Ehab A. Abourashed
Chicago State University, USA
Dr. Abourashed graduated with a Bachelor of pharmaceutical sciences at Cairo University, Egypt. He obtained his Masters and Ph.D. degrees from the Universities of Tennessee and Mississippi, respectively. He worked as senior scientist at GlaxoSmithKline and director of quality assurance at ElSohly Labs, U.S.A. He was a faculty member at King Saud University prior to joining the College of Pharmacy at Chicago State University. He has more than 80 publications and presentations on natural products isolation, structure determination and microbial transformation as well as phytochemical, biochemical and environmental analysis. He is a member of many professional and honor societies.
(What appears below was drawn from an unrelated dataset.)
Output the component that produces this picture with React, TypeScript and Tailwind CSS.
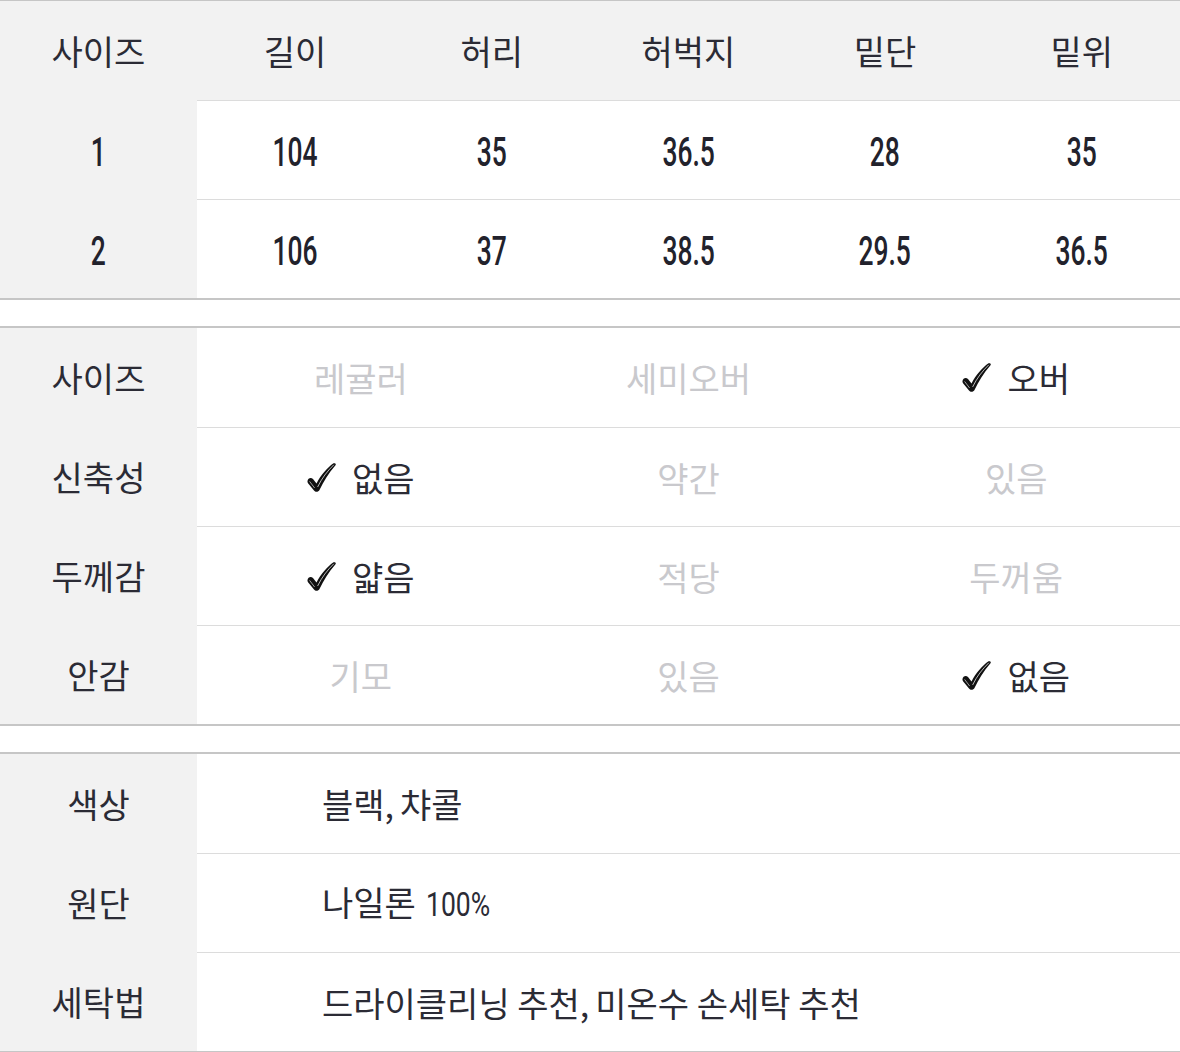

The fruit of Maclura pomifera tree (Raf.) Schneid. (family Moraceae), commonly known as horse apple, has traditionally been used as an insect repellant and its extract is a strong antioxidant. The major constituents of horse apple are the prenylated isoflavones pomiferin and osajin which are responsible for its antioxidant activity as well as other activities, such as cardioprotective and antitumor effects. The tree grows in Southern United States and the Midwest and produces its fruits in abundance during late summer and fall making it a rich and sustainable source for medicinally useful natural products. The first goal of this project was to identify horse apple sources and the best sample preparation procedures leading to extracts with high isoflavone content. The second goal was to investigate the activity of horse apple in new targets for certain disease conditions. To achieve the first goal, a reversed-phase HPLC method was developed, validated and applied to determine the effect of geographical location, degree of development and sample preparation on the levels of pomiferin and osajin in horse apple. For the second goal, the total methanolic extract was evaluated in two panels of in vitro assays for anti-inflammatory activity (Inhibition of iNOS and NF-kB/induction of NAG), and inhibition of tau protein fibrillation. Phytochemical analysis indicated that the isoflavone content in horse apple may exceed 5% of dry weight and that the degree of maturity of the fruit has a significant effect on its isoflavone content. Some promising results were also obtained from the preliminary in vitro evaluation of the total extract.